М.А Булгаков в воспоминаниях современников
Н.П. Ракицкий: «Как-то был у нас вечером В.В. Вересаев, вспоминал о первой встрече с Булгаковым: “Пришёл молодой человек, представился как литератор и просил прочитать его “Записки врача”. Меня это несколько удивило и заинтересовало. Я ему сказал — чтобы писать записки врача, надо быть врачом. “Я врач со стажем”, — ответил он мне довольно резко. Вид у него был настолько юный, что я подумал сначала, что это простая мистификация. Прочитав “Записки”, я поверил, что это писал опытный, а не молодой врач. Когда же он принёс мне “Белую гвардию”, я понял, что у нас появился талантливый писатель, и я стал одним из его первых почитателей. Тогда я был главным редактором издательства “Недра”. Я могу утверждать, что так блестяще начинал у нас только один Лев Толстой.
Устроив в печать “Белую гвардию” и получив деньги, Михаил Афанасьевич решил обновить свой гардероб. Он заказал себе выходной костюм и смокинг. Купил часы с репетиром. Приобрёл после долгих розысков монокль. Как-то пришёл посоветоваться — где бы ему можно было приобрести шляпу-котелок. Я ему предложил свой, который у меня лежал в шкафу с 1913 года, привезённый мною в своё время из Италии. Котелок был новый, миланской фабрики (без подкладки). Этому неожиданному подарку Михаил Афанасьевич обрадовался, как ребёнок. “Теперь я могу импонировать!” — смеялся он. Когда Михаил Афанасьевич был приглашён на работу в Художественный театр, один московский драматург В., встретив его в клубе писателей, сказал ему:
— Я слыхал, что вас пригласили в Художественный театр, но на какую роль, интересно знать?
Ответ Михаила Афанасьевича прозвучал довольно резко и громко:
— На должность штатного контрреволюционера с хорошим окладом!»
ЭЛ. Миндлин: «В Булгакове всё — даже недоступные нам гипсово-твёрдый, ослепительно свежий воротничок и тщательно повязанный галстук, не модный, но отлично сшитый костюм, выутюженные в складочку брюки, особенно форма обращения к собеседникам с подчеркиванием отмершего после революции окончания “с”, вроде “извольте-с”, или “как вам угодно-с”, целованье ручек у дам и почти паркетная церемонность поклона, — решительно всё выделяло его из нашей среды.
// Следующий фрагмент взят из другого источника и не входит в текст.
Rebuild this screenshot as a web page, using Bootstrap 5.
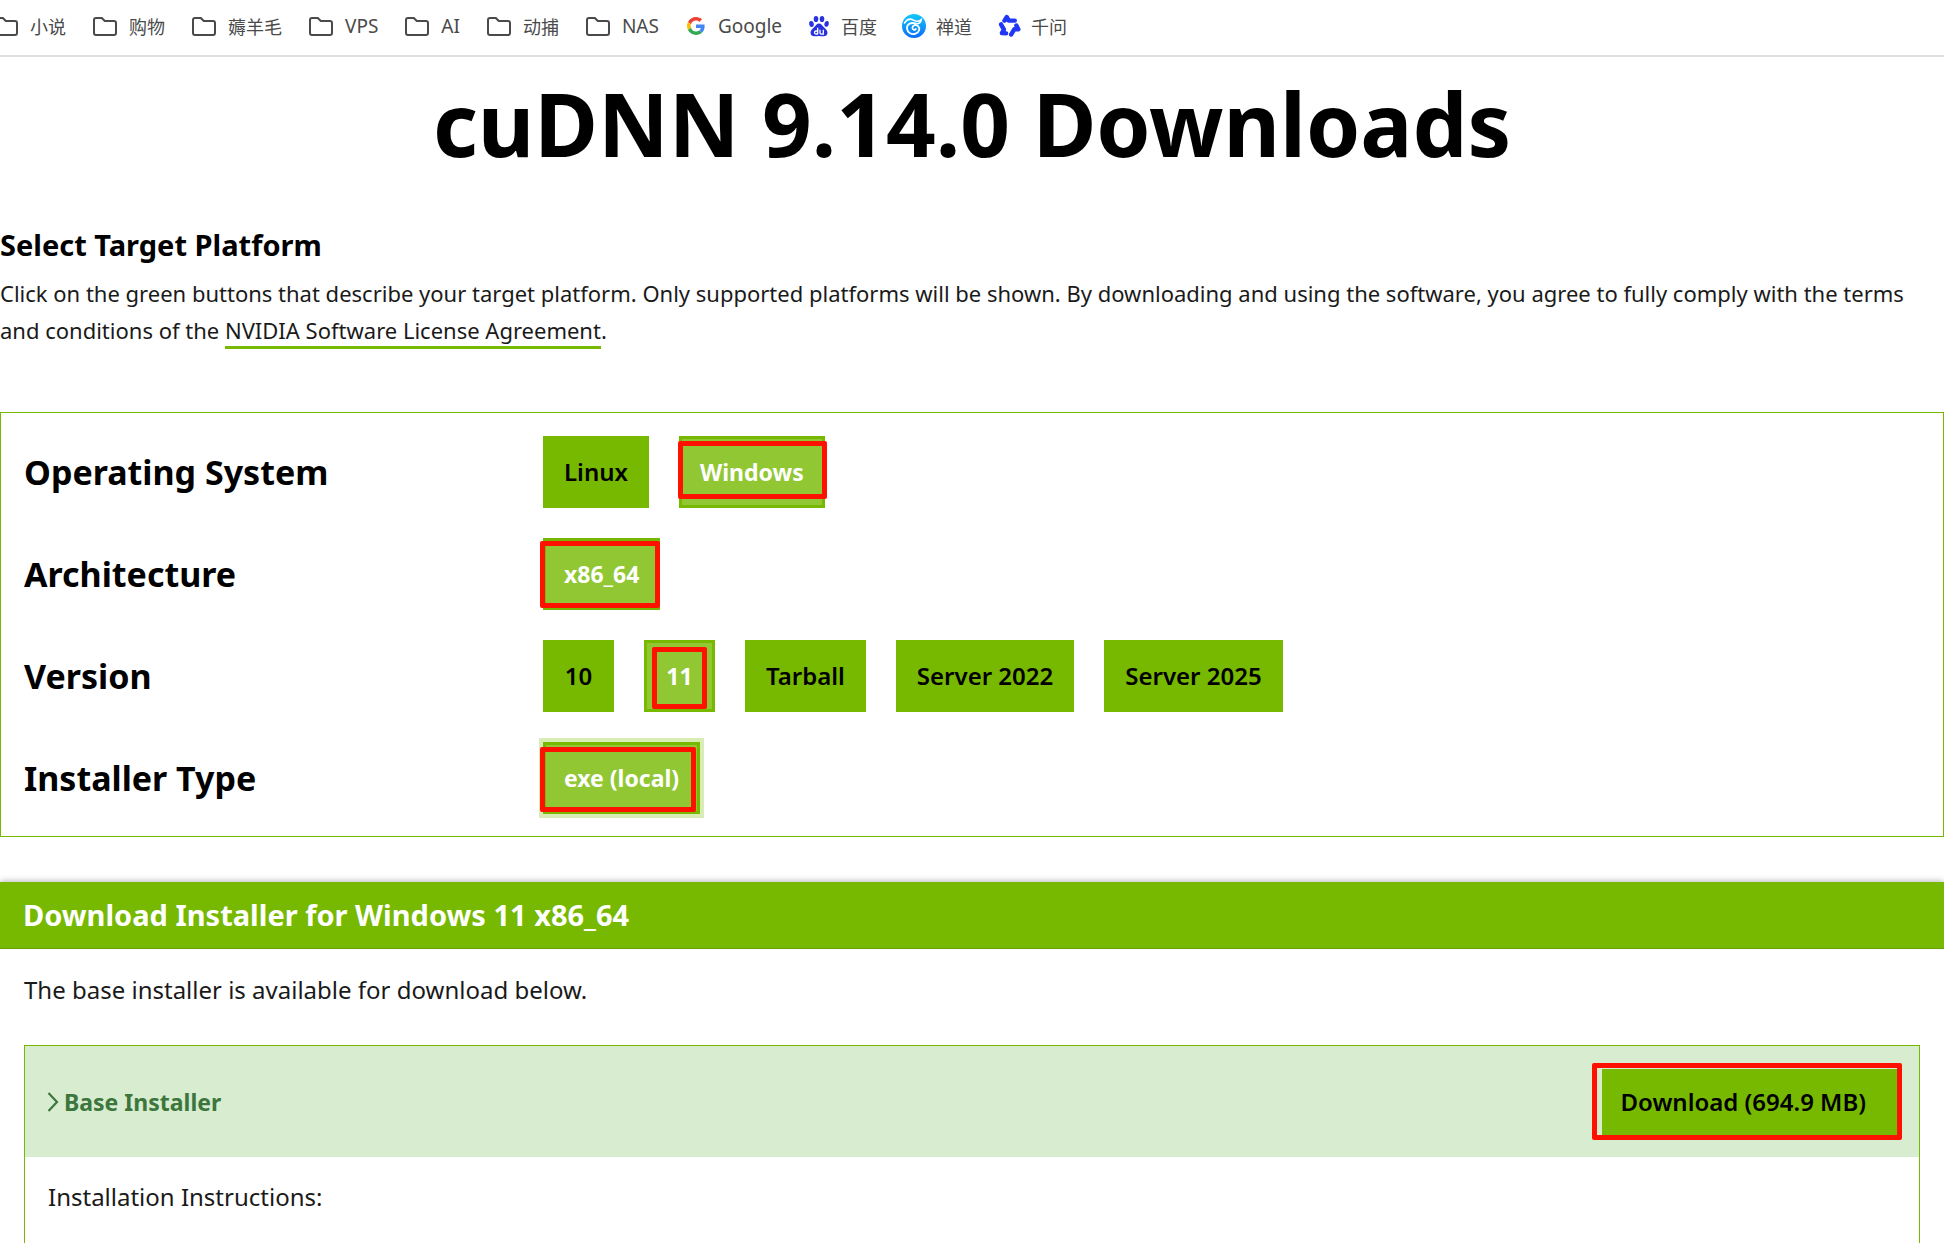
<!DOCTYPE html>
<html lang="en">
<head>
<meta charset="utf-8">
<meta name="viewport" content="width=device-width, initial-scale=1">
<title>cuDNN 9.14.0 Downloads</title>
<link rel="stylesheet" href="https://cdn.jsdelivr.net/npm/bootstrap@5.3.0/dist/css/bootstrap.min.css">
<style>
  :root { --nv: #76b900; --nv-light: #91c733; --mark: #ff1100; }
  body { font-family: "Noto Sans", "Noto Sans CJK SC", sans-serif; font-size: 24px; line-height: 36px; color: #1a1a1a; background: #fff; overflow-x: hidden; }

  .bookmarks { gap: 25px; height: 57px; margin-left: -8px; padding-bottom: 4px; border-bottom: 2px solid #dfdfdf; font-size: 19px; line-height: 24px; }
  .bookmarks a { gap: 10px; color: #4a4a4a; }
  .bookmarks [lang] { font-family: "Noto Sans CJK SC", sans-serif; font-size: 18px; }
  .bookmarks svg { width: 24px; height: 24px; flex: none; }
  .bookmarks .folder svg { margin: 0 2px; }

  h1, h2, h3 { color: #000; }
  .page-title { font-size: 87px; font-weight: 700; line-height: 110px; margin: 11px 0 49px; }
  .section-title { font-size: 29px; font-weight: 700; line-height: 36px; margin-bottom: 12px; }
  .intro { font-size: 22px; line-height: 37px; margin-bottom: 63px; }
  .intro a { color: inherit; border-bottom: 3px solid var(--nv); padding-bottom: 1px; }

  .selector { border: 1px solid var(--nv); padding: 23px 23px 22px; margin-bottom: 45px; }
  .selector-rows, .options { gap: 30px; }
  .selector h3 { flex: 0 0 519px; font-size: 34px; font-weight: 700; line-height: 42px; margin: 0; }

  .btn-nv { --bs-btn-color: #000; --bs-btn-bg: var(--nv); --bs-btn-hover-color: #000; --bs-btn-hover-bg: var(--nv-light);
    --bs-btn-border-color: var(--nv); --bs-btn-hover-border-color: var(--nv);
    --bs-btn-active-color: #fff; --bs-btn-active-bg: var(--nv-light); --bs-btn-active-border-color: var(--nv);
    --bs-btn-border-width: 3px; --bs-btn-border-radius: 0; --bs-btn-padding-x: 18px; --bs-btn-padding-y: 15px;
    --bs-btn-font-size: 24px; --bs-btn-line-height: 36px; --bs-btn-font-weight: 600; min-width: 71px; }
  .btn-nv.active { --bs-btn-font-weight: 700; --bs-btn-font-size: 23px; }
  .btn-nv.last-picked { box-shadow: 0 0 0 4px #d9ecb6; }
  .btn-download { --bs-btn-padding-y: 12px; --bs-btn-padding-x: 16px; padding-right: 28px; }

  .outlined::after { content: ""; position: absolute; inset: var(--edge); border: 5px solid var(--mark); border-radius: 2px; pointer-events: none; }
  .edge-windows { --edge: 5px -2px 9px -1px; }
  .edge-arch { --edge: 3px 0 2px -3px; }
  .edge-version { --edge: 7px 8px 3px 8px; }
  .edge-type { --edge: 5px 4px 2px -3px; }
  .edge-download { --edge: -6px -5px -5px -10px; }

  .result-title { background: var(--nv); border-bottom: 1px solid #65a000; box-shadow: 0 -1px 6px rgba(0,0,0,.28); color: #fff; font-size: 29px; font-weight: 700; line-height: 36px; padding: 15px 23px; margin: 0; }
  .result-body { padding: 23px 24px 0; background: #fff; position: relative; }
  .result-body > p { margin-bottom: 37px; }
  .installer { border: 1px solid var(--nv); border-bottom: 0; }
  .installer-head { background: #d8ecd0; padding: 22px; min-height: 111px; }
  .installer-head a { color: #3c763d; font-size: 23px; font-weight: 700; gap: 5px; }
  .installer-text { padding: 22px 23px; margin: 0; }
</style>
<script src="https://cdn.jsdelivr.net/npm/bootstrap@5.3.0/dist/js/bootstrap.bundle.min.js"></script>
</head>
<body class="d-flex flex-column min-vh-100">

<svg class="d-none" aria-hidden="true">
  <symbol id="folder" viewBox="0 0 24 24"><path d="M3 4h5.800l3 3H21a2 2 0 0 1 2 2v10a2 2 0 0 1-2 2H3a2 2 0 0 1-2-2V6a2 2 0 0 1 2-2z" fill="none" stroke="#4a4a4a" stroke-width="2" stroke-linejoin="round"/></symbol>
</svg>

<nav class="bookmarks d-flex align-items-center text-nowrap" aria-label="Bookmarks">
  <a class="folder d-flex align-items-center text-decoration-none" href="#"><svg><use href="#folder"/></svg><span lang="zh-CN">小说</span></a>
  <a class="folder d-flex align-items-center text-decoration-none" href="#"><svg><use href="#folder"/></svg><span lang="zh-CN">购物</span></a>
  <a class="folder d-flex align-items-center text-decoration-none" href="#"><svg><use href="#folder"/></svg><span lang="zh-CN">薅羊毛</span></a>
  <a class="folder d-flex align-items-center text-decoration-none" href="#"><svg><use href="#folder"/></svg><span>VPS</span></a>
  <a class="folder d-flex align-items-center text-decoration-none" href="#"><svg><use href="#folder"/></svg><span>AI</span></a>
  <a class="folder d-flex align-items-center text-decoration-none" href="#"><svg><use href="#folder"/></svg><span lang="zh-CN">动捕</span></a>
  <a class="folder d-flex align-items-center text-decoration-none" href="#"><svg><use href="#folder"/></svg><span>NAS</span></a>
  <a class="d-flex align-items-center text-decoration-none" href="#">
    <svg viewBox="-8 -8 64 64"><path fill="#EA4335" d="M24 9.500c3.540 0 6.710 1.220 9.210 3.600l6.850-6.850C35.900 2.380 30.470 0 24 0 14.620 0 6.510 5.380 2.560 13.220l7.980 6.190C12.430 13.720 17.740 9.500 24 9.500z"/><path fill="#4285F4" d="M46.980 24.550c0-1.570-.15-3.090-.38-4.550H24v9.020h12.940c-.58 2.960-2.260 5.480-4.780 7.180l7.730 6c4.510-4.180 7.090-10.360 7.090-17.650z"/><path fill="#FBBC05" d="M10.530 28.590A14.500 14.500 0 0 1 9.770 24c0-1.600.27-3.140.76-4.590l-7.980-6.190A23.900 23.900 0 0 0 0 24c0 3.880.92 7.540 2.560 10.780l7.970-6.190z"/><path fill="#34A853" d="M24 48c6.480 0 11.930-2.130 15.890-5.810l-7.730-6c-2.150 1.450-4.920 2.300-8.160 2.300-6.260 0-11.570-4.220-13.470-9.910l-7.980 6.190C6.510 42.620 14.620 48 24 48z"/></svg>
    <span>Google</span></a>
  <a class="d-flex align-items-center text-decoration-none" href="#">
    <svg viewBox="0 0 24 24"><g fill="#2932e1"><ellipse cx="4.500" cy="10" rx="2.300" ry="3" transform="rotate(-10 4.500 10)"/><ellipse cx="9" cy="5" rx="2.300" ry="3.100"/><ellipse cx="15" cy="5" rx="2.300" ry="3.100"/><ellipse cx="19.600" cy="9.800" rx="2.200" ry="2.900" transform="rotate(10 19.600 9.800)"/><path d="M12 9.500c2 0 3 1.500 4.200 3 1.500 1.800 4.300 3.500 4.300 6.200 0 2.400-1.800 3.600-4 3.600-1.600 0-2.900-.4-4.500-.4s-2.900.4-4.500.4c-2.200 0-4-1.200-4-3.600 0-2.700 2.800-4.400 4.300-6.200 1.200-1.500 2.200-3 4.200-3z"/></g><path d="M10.700 13.700v6.500M10.700 17h-1.700a1.500 1.500 0 0 0 0 3h1.700M13 15.800v3a1.300 1.300 0 0 0 1.300 1.300h2v-4.400" fill="none" stroke="#fff" stroke-width="1.300"/></svg>
    <span lang="zh-CN">百度</span></a>
  <a class="d-flex align-items-center text-decoration-none" href="#">
    <svg viewBox="0 0 24 24"><defs><linearGradient id="zen" x1="0" y1="0" x2="0" y2="1"><stop offset="0" stop-color="#12c9fb"/><stop offset="1" stop-color="#0a6cfb"/></linearGradient></defs><circle cx="12" cy="12" r="12" fill="url(#zen)"/><g fill="none" stroke="#fff" stroke-linecap="round"><path d="M2.500 9C5 5.200 8.500 4.400 11.500 6.200c2.600 1.500 5.500 1.400 7.800-.6-.4 2.800-2.300 4.300-5.300 4" stroke-width="1.500"/><path d="M13.800 9.700C9 7.800 4.600 10.300 5 14.600c.4 4.200 4.800 6.400 8.600 5 3.700-1.400 4.800-5.300 2.500-7.500-2.200-2-5.700-.8-5.700 1.700 0 2 2.500 2.800 3.500 1.200" stroke-width="1.800"/></g></svg>
    <span lang="zh-CN">禅道</span></a>
  <a class="d-flex align-items-center text-decoration-none" href="#">
    <svg viewBox="0 0 24 24"><g fill="#2237f5" stroke="#2237f5" stroke-width="4.400" stroke-linecap="round" stroke-linejoin="round"><path d="M7.500 6.600L9.800 3l2 3.600h6"/><path d="M7.500 6.600L9.800 3l2 3.600h6" transform="rotate(120 12 12.500)"/><path d="M7.500 6.600L9.800 3l2 3.600h6" transform="rotate(240 12 12.500)"/></g></svg>
    <span lang="zh-CN">千问</span></a>
</nav>

<main class="d-flex flex-column flex-grow-1">
  <h1 class="page-title text-center">cuDNN 9.14.0 Downloads</h1>

  <h2 class="section-title">Select Target Platform</h2>
  <p class="intro">Click on the green buttons that describe your target platform. Only supported platforms will be shown. By downloading and using the software, you agree to fully comply with the terms and conditions of the <a class="text-decoration-none" href="#">NVIDIA Software License Agreement</a>.</p>

  <section class="selector">
    <div class="selector-rows d-flex flex-column">
      <div class="d-flex align-items-center">
        <h3>Operating System</h3>
        <div class="options d-flex flex-wrap">
          <button type="button" class="btn btn-nv">Linux</button>
          <div class="position-relative outlined edge-windows"><button type="button" class="btn btn-nv active" aria-pressed="true">Windows</button></div>
        </div>
      </div>
      <div class="d-flex align-items-center">
        <h3>Architecture</h3>
        <div class="options d-flex flex-wrap">
          <div class="position-relative outlined edge-arch"><button type="button" class="btn btn-nv active" aria-pressed="true">x86_64</button></div>
        </div>
      </div>
      <div class="d-flex align-items-center">
        <h3>Version</h3>
        <div class="options d-flex flex-wrap">
          <button type="button" class="btn btn-nv">10</button>
          <div class="position-relative outlined edge-version"><button type="button" class="btn btn-nv active" aria-pressed="true">11</button></div>
          <button type="button" class="btn btn-nv">Tarball</button>
          <button type="button" class="btn btn-nv">Server 2022</button>
          <button type="button" class="btn btn-nv">Server 2025</button>
        </div>
      </div>
      <div class="d-flex align-items-center">
        <h3>Installer Type</h3>
        <div class="options d-flex flex-wrap">
          <div class="position-relative outlined edge-type"><button type="button" class="btn btn-nv active last-picked" aria-pressed="true">exe (local)</button></div>
        </div>
      </div>
    </div>
  </section>

  <section class="d-flex flex-column flex-grow-1">
    <h2 class="result-title">Download Installer for Windows 11 x86_64</h2>
    <div class="result-body d-flex flex-column flex-grow-1">
      <p>The base installer is available for download below.</p>
      <div class="installer flex-grow-1">
        <div class="installer-head d-flex align-items-center justify-content-between">
          <a class="d-flex align-items-center text-decoration-none" href="#">
            <svg width="12" height="20" viewBox="0 0 12 20" aria-hidden="true"><path d="M1.500 1l8.500 9-8.500 9" fill="none" stroke="#3c763d" stroke-width="2.200"/></svg>
            <span>Base Installer</span></a>
          <div class="position-relative outlined edge-download"><button type="button" class="btn btn-nv btn-download">Download (694.9 MB)</button></div>
        </div>
        <p class="installer-text">Installation Instructions:</p>
      </div>
    </div>
  </section>
</main>
</body>
</html>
И уж конечно, конечно, его длиннополая меховая шуба, в которой он, полный достоинства, поднимался в редакцию, неизменно держа руки рукав в рукав.
Михаил Афанасьевич избегал посещать... диспуты. <...> Однако имя Орлинского1 так приелось ему, он уже столько наслышался о своём лютом противнике, что однажды не выдержал и, как всегда светски подобранный, одетый безукоризненно, явился на диспут, где ораторствовал Орлинский.
Появление автора “Дней Турбиных” в зале, настроенном в большинстве недружелюбно к нему, произвело ошеломляющее впечатление. Никто не ожидал, что Булгаков решится прийти. Послышались крики: “На сцену! На сцену его!”
По-видимому, не сомневались, что Булгаков пришёл каяться... Преисполненный собственного достоинства, с высоко поднятой головой, он медленно взошёл по мосткам на сцену.
Булгаков спокойно слушал ораторов, как пытавшихся его защищать, так и старых его обвинителей во главе с Орлинским.
Наконец предоставили слово автору “Дней Турбиных”. Булгаков начал с полемики, утверждал, что Орлинский пишет об эпохе Турбиных, не зная этой эпохи, рассказал о своих взаимоотношениях с МХАТом. И неожиданно закончил тем, ради чего он, собственно, и пришёл на диспут.
— Покорнейше благодарю за доставленное удовольствие. Я пришёл сюда только затем, чтобы посмотреть, что это за товарищ Орлинский, который с таким прилежанием занимается моей скромной особой и с такой злобой травит меня на протяжении многих месяцев. Наконец я увидел живого Орлинского. Я удовлетворён. Благодарю вас. Честь имею.
Не торопясь, с гордо поднятой головой, он спустился со сцены в зал и с видом человека, достигшего своей цели, направился к выходу при оглушительном молчании публики.
Шум поднялся, когда Булгакова уже не было в зале».